>> START

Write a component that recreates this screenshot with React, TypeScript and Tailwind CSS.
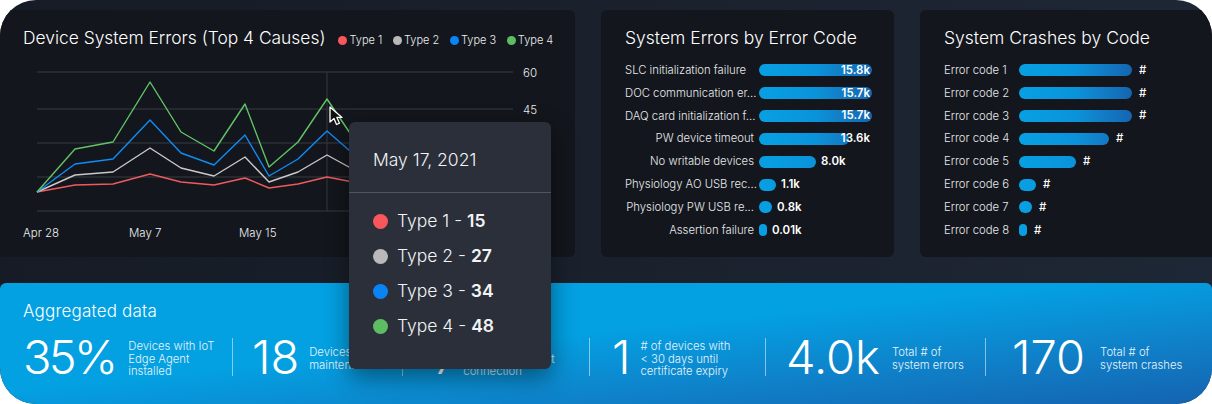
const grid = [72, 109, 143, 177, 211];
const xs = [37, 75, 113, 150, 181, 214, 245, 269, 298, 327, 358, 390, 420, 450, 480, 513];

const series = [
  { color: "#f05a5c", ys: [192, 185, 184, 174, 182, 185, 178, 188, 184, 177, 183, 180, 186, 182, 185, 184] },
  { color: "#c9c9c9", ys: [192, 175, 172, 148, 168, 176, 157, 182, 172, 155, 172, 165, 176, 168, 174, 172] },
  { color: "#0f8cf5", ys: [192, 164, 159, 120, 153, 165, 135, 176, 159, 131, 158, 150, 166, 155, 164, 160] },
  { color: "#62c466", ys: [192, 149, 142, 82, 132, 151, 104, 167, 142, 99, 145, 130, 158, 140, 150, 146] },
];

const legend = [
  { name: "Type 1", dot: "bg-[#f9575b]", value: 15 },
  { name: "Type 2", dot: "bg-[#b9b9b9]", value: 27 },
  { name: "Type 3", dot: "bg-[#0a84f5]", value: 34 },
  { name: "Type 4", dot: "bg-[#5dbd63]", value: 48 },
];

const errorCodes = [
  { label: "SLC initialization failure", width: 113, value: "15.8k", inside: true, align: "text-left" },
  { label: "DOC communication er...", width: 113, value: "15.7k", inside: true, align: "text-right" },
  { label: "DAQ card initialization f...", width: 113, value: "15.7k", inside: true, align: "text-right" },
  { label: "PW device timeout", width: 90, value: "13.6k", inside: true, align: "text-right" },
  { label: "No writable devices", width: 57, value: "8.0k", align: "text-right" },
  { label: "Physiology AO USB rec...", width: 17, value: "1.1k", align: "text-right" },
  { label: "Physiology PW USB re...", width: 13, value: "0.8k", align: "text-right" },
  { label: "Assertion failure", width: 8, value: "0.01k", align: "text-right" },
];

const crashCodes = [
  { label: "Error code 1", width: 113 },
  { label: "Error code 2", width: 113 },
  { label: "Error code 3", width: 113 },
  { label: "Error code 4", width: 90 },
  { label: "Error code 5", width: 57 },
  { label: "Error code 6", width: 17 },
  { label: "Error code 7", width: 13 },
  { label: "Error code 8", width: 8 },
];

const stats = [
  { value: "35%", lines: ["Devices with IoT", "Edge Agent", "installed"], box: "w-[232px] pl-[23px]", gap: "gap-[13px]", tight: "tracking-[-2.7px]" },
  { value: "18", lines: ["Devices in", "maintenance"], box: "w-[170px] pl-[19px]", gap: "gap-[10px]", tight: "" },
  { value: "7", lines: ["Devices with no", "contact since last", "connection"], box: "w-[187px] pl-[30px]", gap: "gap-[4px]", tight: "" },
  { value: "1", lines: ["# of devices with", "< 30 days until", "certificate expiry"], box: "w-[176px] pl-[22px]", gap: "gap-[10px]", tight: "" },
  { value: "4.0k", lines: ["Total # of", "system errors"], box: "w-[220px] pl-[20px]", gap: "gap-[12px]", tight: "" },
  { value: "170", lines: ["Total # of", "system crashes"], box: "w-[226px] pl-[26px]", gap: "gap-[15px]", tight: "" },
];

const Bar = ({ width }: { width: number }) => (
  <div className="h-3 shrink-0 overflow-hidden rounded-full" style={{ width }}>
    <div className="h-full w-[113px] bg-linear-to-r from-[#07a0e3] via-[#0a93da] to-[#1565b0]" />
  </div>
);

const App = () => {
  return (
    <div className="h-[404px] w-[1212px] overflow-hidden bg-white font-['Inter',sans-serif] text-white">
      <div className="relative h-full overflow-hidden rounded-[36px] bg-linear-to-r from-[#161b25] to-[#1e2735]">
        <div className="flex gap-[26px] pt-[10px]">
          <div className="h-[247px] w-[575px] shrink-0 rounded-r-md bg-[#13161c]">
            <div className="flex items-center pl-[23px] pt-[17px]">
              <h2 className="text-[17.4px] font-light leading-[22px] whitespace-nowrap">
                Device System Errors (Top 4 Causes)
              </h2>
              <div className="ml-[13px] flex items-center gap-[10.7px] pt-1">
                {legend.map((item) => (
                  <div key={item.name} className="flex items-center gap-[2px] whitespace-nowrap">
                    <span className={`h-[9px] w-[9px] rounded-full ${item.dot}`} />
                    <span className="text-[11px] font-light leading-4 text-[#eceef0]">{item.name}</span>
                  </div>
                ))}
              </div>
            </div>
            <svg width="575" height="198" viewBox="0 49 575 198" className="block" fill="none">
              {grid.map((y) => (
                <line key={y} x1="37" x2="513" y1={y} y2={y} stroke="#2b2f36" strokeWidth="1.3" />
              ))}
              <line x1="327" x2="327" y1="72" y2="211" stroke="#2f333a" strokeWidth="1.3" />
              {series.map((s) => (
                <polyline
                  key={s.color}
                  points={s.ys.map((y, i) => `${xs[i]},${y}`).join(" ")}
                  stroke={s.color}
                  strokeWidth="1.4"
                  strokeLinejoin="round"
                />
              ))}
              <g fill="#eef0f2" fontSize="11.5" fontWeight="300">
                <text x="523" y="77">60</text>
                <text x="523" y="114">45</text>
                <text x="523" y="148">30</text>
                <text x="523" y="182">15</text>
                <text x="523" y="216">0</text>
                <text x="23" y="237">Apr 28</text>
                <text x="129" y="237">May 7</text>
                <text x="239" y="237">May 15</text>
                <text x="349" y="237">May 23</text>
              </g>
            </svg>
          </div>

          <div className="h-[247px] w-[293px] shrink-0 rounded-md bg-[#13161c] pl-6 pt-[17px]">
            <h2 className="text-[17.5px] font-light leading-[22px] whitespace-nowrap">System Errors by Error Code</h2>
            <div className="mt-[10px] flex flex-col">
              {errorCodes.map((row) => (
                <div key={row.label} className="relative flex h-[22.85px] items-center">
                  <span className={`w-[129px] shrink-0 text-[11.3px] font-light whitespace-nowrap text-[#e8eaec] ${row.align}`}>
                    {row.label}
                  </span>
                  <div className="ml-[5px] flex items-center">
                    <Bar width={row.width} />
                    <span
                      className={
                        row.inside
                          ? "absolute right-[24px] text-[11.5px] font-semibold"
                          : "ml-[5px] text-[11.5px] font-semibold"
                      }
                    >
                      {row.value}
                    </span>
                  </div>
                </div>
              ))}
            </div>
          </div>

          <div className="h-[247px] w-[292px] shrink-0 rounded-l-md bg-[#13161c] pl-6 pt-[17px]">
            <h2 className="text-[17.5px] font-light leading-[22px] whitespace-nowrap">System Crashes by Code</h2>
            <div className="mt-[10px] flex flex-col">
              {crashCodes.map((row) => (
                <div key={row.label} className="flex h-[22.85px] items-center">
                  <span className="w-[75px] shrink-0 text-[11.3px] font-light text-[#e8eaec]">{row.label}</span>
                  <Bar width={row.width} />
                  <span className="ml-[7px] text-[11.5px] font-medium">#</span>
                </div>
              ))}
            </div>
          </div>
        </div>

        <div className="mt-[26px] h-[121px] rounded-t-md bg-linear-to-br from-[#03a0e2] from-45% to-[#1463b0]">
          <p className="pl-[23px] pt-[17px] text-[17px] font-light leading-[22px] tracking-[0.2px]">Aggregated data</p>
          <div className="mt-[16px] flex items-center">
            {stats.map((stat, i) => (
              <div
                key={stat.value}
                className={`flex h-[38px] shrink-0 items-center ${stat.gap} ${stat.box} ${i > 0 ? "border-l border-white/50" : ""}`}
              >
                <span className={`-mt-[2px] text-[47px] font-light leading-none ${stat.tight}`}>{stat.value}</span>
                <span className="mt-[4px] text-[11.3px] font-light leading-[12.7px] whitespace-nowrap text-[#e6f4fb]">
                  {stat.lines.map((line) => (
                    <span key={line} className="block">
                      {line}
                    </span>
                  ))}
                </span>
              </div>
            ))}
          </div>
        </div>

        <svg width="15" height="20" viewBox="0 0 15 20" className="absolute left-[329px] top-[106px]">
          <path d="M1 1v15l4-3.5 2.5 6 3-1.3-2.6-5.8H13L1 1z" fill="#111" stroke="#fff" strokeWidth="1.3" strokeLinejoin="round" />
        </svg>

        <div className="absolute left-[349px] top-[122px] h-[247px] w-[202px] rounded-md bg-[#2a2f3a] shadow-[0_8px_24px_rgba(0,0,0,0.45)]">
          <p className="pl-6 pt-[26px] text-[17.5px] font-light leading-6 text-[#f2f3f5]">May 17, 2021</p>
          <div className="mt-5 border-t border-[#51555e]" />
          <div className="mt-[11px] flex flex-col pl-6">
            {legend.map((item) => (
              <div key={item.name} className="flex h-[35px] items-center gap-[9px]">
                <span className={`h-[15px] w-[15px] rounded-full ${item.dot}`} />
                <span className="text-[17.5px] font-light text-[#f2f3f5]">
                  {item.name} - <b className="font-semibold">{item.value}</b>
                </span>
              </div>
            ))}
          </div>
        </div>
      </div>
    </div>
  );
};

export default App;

>> END

Take the lines from the start of the material to the line with "450, 480, 513];", both included, and transcribe them exactly without the pictures.

Result of the task:
Write a component that recreates this screenshot with React, TypeScript and Tailwind CSS.
const grid = [72, 109, 143, 177, 211];
const xs = [37, 75, 113, 150, 181, 214, 245, 269, 298, 327, 358, 390, 420, 450, 480, 513];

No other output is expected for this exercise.